- **WORK INSTRUCTIONS**
From the listing below, pick out each line with the word "page".

** start of EXTRACTED RECORDS **

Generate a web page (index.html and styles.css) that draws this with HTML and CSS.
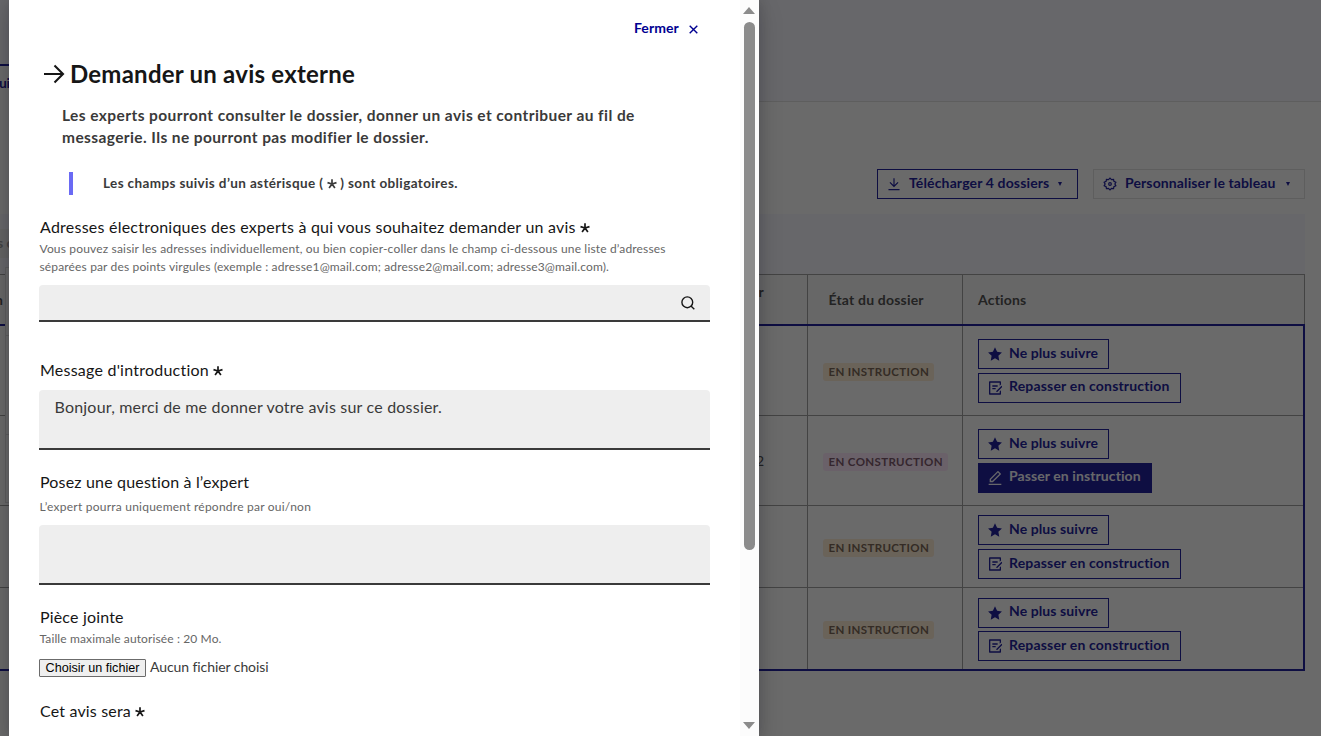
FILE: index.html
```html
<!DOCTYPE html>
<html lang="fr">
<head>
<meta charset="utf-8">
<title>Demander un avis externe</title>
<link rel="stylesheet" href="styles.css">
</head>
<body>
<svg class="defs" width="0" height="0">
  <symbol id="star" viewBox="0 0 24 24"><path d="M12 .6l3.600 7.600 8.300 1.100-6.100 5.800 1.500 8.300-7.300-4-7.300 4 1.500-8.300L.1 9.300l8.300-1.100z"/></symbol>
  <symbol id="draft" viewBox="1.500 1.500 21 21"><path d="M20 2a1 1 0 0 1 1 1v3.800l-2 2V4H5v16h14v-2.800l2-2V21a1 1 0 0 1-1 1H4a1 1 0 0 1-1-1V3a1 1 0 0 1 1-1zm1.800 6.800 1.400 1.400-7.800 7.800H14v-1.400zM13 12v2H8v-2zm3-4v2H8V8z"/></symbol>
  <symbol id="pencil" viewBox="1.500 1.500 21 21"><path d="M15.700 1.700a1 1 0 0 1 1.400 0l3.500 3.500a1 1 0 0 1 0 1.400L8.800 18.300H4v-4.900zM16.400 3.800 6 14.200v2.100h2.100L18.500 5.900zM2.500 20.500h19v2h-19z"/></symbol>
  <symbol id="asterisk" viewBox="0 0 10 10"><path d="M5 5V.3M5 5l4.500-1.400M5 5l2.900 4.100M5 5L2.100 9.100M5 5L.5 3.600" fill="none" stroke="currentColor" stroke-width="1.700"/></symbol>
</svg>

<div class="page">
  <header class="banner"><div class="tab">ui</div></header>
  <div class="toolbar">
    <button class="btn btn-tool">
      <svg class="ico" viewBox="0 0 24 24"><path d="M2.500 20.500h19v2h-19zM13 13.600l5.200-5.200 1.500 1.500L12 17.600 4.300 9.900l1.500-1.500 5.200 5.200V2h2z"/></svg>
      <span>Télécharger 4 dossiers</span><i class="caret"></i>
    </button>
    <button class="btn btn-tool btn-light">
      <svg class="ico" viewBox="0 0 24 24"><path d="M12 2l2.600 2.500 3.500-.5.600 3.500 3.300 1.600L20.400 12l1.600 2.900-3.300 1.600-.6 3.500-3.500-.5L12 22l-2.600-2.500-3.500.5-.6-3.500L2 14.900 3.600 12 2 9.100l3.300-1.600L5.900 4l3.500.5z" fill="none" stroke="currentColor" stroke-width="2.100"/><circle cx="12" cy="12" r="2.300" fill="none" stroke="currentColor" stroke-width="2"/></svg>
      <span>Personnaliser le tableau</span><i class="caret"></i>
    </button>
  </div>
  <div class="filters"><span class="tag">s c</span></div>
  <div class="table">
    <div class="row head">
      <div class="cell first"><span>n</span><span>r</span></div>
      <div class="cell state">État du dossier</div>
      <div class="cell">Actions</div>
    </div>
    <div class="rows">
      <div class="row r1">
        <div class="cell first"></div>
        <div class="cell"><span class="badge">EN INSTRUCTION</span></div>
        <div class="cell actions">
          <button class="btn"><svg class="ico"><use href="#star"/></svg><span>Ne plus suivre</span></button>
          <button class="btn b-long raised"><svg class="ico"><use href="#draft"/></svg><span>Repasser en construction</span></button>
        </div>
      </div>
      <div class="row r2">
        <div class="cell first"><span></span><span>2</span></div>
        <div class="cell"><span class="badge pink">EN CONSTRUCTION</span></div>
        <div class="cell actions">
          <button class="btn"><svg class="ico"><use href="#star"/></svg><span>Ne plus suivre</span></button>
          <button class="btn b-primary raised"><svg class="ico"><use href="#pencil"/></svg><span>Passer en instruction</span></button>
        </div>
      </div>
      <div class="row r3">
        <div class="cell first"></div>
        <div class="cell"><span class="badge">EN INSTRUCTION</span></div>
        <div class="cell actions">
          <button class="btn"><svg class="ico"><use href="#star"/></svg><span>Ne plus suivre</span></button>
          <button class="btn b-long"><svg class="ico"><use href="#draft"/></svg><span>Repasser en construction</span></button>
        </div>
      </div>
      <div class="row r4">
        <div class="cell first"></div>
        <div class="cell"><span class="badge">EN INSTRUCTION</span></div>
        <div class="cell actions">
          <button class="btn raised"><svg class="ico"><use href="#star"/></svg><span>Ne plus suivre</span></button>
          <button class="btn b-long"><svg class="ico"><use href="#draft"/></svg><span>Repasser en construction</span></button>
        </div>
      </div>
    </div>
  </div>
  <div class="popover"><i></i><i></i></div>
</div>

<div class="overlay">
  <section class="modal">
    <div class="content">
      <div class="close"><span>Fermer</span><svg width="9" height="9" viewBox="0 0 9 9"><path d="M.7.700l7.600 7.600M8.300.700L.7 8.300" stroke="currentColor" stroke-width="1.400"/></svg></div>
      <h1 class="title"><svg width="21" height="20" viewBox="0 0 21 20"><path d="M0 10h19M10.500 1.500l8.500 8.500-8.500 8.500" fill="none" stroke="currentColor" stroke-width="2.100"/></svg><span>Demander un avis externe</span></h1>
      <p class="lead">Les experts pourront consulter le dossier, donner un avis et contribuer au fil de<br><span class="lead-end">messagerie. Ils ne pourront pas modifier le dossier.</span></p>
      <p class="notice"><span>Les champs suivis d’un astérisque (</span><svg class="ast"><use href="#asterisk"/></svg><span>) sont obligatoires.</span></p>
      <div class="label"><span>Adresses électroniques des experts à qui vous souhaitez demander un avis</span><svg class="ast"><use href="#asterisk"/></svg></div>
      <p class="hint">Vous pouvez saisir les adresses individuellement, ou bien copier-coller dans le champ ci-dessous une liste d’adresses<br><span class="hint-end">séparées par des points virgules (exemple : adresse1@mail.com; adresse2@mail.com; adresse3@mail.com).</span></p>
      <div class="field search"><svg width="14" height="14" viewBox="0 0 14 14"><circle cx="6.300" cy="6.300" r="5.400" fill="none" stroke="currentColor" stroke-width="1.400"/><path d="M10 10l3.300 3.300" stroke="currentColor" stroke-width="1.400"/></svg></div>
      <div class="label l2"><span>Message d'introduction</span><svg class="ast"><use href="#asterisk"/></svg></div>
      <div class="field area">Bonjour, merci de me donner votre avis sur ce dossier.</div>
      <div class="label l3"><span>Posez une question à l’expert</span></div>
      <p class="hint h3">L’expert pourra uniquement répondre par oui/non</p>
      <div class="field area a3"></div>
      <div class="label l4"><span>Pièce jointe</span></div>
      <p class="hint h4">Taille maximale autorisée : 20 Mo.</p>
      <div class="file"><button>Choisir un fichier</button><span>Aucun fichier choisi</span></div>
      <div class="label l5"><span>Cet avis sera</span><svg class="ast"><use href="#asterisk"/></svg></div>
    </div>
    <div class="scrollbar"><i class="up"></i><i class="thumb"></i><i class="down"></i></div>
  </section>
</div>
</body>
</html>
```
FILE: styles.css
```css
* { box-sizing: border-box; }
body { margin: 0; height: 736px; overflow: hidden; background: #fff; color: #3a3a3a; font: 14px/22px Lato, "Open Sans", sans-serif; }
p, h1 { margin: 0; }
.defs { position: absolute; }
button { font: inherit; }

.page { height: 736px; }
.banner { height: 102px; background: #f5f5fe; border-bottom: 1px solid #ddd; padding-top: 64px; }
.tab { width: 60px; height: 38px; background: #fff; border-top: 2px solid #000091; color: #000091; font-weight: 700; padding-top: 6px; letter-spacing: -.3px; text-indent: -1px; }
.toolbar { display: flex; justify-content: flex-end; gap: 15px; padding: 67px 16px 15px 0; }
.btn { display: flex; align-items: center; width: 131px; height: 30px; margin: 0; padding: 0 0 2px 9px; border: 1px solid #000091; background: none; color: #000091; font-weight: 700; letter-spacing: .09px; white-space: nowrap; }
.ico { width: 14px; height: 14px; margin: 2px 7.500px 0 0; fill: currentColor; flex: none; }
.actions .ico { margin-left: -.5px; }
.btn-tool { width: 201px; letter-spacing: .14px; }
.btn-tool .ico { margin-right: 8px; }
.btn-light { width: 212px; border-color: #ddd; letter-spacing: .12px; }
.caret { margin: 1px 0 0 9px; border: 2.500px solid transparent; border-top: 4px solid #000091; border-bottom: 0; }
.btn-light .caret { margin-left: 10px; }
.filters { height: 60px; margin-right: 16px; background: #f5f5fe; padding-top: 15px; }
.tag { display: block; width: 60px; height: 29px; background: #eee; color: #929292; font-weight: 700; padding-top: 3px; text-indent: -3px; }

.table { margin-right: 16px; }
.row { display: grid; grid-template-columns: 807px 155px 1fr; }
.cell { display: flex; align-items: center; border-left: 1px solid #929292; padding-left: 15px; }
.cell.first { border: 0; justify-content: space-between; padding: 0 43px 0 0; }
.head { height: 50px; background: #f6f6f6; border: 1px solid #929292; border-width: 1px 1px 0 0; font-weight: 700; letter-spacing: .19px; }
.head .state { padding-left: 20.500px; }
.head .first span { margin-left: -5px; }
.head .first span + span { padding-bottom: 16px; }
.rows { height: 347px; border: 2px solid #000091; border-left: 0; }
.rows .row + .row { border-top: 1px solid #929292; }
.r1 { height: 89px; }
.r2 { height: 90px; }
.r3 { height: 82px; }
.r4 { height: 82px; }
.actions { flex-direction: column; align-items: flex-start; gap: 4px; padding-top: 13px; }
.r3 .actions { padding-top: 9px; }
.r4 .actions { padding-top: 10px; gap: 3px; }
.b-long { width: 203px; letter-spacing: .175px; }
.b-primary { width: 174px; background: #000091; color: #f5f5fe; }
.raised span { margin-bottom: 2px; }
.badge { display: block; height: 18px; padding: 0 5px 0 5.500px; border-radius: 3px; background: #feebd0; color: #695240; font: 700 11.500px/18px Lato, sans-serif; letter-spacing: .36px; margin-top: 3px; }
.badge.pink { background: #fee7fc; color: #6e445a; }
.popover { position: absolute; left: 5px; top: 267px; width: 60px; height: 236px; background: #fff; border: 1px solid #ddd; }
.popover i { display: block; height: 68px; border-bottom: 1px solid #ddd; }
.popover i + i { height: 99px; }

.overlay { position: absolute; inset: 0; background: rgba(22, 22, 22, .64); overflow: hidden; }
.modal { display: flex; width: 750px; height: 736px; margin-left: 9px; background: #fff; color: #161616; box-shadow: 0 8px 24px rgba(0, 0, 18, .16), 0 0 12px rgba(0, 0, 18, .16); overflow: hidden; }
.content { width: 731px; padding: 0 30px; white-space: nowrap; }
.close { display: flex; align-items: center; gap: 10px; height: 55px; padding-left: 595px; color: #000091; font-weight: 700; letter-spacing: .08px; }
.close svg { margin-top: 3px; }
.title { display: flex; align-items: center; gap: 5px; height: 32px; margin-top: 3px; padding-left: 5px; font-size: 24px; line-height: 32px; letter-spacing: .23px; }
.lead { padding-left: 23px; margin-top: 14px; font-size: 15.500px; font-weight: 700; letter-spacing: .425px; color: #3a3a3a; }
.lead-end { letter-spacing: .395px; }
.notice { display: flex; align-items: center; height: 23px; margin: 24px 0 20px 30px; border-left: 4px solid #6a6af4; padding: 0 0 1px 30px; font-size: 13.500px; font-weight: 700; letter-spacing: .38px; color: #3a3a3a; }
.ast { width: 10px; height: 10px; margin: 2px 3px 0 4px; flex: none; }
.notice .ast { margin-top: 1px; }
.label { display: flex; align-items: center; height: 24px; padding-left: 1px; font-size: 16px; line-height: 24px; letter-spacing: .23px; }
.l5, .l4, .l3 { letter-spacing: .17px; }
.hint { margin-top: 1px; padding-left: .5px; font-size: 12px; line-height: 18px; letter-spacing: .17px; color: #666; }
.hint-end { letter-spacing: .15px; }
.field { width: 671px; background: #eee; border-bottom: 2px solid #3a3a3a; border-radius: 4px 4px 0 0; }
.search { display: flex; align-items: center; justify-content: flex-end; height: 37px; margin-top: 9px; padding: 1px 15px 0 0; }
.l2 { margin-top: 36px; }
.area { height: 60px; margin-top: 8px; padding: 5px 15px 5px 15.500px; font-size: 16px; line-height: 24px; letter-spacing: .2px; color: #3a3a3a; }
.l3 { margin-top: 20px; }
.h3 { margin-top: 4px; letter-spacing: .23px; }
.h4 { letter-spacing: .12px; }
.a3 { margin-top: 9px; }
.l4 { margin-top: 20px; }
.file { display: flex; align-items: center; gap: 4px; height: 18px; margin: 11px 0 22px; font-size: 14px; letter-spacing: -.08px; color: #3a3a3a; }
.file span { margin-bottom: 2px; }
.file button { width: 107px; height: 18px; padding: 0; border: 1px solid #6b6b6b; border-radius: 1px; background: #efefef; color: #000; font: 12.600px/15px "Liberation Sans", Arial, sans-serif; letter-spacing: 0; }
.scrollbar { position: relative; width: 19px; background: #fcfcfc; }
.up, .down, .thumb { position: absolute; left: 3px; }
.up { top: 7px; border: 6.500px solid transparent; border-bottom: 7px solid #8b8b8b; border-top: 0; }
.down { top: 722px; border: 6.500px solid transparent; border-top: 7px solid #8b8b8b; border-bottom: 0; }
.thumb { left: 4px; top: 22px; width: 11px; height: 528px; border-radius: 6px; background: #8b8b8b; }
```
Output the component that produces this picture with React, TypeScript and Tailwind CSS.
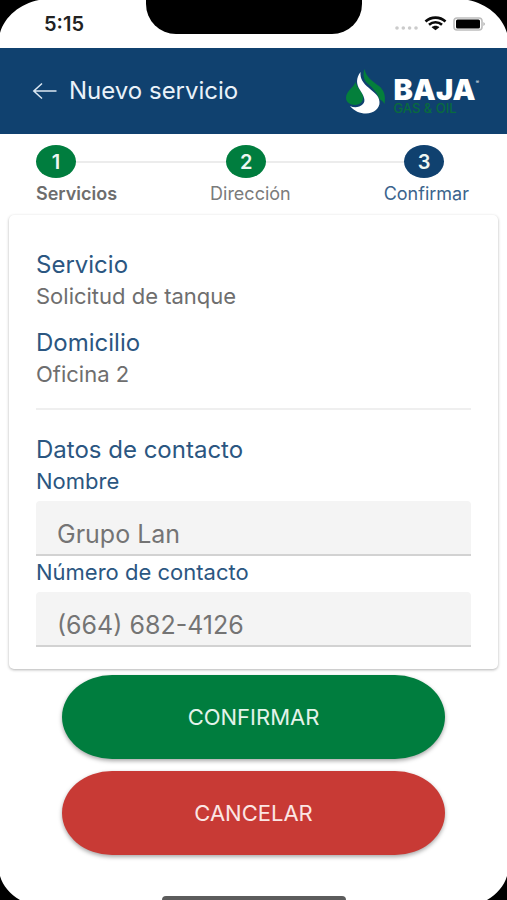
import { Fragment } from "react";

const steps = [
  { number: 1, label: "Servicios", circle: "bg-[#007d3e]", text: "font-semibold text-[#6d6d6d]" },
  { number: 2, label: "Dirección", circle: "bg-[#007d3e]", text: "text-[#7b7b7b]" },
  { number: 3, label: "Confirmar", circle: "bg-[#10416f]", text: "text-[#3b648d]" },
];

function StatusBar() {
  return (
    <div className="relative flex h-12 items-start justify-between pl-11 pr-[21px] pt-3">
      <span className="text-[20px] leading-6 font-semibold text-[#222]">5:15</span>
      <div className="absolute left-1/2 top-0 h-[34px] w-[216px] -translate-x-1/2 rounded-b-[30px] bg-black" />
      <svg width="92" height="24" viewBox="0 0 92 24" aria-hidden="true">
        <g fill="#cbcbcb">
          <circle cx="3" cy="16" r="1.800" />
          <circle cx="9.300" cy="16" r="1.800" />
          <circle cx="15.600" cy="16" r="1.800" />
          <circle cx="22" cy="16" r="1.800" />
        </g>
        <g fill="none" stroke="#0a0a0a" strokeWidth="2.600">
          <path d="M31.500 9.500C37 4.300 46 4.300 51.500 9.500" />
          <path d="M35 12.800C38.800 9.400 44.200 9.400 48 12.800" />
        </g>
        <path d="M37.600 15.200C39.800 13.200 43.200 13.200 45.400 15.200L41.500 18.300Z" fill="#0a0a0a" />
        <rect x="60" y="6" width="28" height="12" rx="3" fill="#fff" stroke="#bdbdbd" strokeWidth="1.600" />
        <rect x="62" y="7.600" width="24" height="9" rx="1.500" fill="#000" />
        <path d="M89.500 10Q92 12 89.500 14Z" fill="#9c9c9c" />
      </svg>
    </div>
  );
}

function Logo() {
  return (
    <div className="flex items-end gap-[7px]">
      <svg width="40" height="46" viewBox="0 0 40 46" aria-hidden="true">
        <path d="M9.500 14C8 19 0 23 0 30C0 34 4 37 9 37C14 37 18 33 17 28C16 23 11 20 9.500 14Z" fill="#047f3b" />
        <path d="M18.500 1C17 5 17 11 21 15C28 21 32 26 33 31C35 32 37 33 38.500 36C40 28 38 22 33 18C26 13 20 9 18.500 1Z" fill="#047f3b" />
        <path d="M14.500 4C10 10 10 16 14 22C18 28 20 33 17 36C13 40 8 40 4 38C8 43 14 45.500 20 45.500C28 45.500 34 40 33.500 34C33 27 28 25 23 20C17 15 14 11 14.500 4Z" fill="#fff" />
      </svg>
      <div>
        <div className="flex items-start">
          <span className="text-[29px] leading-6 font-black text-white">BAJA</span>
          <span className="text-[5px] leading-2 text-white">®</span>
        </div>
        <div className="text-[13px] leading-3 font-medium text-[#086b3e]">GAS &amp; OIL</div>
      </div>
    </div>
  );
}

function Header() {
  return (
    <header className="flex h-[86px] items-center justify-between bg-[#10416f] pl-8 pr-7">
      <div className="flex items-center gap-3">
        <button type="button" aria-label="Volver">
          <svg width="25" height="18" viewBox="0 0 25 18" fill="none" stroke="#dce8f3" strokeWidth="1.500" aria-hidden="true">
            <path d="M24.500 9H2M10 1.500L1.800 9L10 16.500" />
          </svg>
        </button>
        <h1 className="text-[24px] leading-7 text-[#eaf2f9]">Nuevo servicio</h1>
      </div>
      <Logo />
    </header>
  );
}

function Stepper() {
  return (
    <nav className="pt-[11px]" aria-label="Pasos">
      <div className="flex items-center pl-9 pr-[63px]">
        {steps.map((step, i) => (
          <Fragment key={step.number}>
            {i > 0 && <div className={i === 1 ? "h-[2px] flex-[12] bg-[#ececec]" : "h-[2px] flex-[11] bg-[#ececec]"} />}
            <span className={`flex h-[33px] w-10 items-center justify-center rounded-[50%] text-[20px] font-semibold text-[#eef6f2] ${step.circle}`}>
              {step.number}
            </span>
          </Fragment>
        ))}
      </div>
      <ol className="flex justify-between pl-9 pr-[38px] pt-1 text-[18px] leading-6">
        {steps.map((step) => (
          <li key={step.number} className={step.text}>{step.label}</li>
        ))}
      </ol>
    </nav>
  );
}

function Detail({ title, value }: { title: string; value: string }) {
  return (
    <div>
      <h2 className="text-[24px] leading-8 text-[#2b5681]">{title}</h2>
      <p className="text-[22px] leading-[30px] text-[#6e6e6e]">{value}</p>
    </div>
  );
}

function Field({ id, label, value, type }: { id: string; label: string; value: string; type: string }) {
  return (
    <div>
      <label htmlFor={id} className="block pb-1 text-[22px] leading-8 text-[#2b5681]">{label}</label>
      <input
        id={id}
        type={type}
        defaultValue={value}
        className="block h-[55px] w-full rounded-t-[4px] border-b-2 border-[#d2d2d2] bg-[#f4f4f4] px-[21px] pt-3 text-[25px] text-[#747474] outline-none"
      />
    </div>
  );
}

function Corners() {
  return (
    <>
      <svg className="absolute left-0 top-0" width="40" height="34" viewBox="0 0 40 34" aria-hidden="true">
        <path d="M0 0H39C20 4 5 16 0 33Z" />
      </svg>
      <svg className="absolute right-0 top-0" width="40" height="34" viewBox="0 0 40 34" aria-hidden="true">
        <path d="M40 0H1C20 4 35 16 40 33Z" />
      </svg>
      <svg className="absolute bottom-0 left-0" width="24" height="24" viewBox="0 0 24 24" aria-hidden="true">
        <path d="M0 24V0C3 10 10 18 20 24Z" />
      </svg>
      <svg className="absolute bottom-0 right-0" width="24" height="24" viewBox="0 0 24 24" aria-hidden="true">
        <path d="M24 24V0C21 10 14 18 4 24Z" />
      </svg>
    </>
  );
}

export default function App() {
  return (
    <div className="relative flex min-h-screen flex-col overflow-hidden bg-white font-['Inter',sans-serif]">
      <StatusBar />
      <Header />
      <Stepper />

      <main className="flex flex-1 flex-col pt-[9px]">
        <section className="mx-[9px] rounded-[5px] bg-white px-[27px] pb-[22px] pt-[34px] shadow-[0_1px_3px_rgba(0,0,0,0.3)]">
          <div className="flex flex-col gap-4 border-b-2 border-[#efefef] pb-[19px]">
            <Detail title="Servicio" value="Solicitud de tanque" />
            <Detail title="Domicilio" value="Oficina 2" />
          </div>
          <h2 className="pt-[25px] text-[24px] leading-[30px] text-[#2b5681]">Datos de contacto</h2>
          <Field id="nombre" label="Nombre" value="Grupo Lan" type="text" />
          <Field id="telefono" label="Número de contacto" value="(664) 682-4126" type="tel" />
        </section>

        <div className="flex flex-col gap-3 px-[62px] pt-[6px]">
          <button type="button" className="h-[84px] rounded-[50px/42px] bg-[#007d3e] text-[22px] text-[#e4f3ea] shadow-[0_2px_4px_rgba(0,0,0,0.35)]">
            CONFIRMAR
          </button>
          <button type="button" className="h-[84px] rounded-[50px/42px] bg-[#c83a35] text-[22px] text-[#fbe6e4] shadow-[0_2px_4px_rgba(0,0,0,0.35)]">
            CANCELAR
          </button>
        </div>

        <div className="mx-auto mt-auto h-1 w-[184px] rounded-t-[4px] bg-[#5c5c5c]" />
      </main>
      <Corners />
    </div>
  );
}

** end of EXTRACTED RECORDS **

- **SOLUTION**
Generate a web page (index.html and styles.css) that draws this with HTML and CSS.
<div class="page">
.page { height: 736px; }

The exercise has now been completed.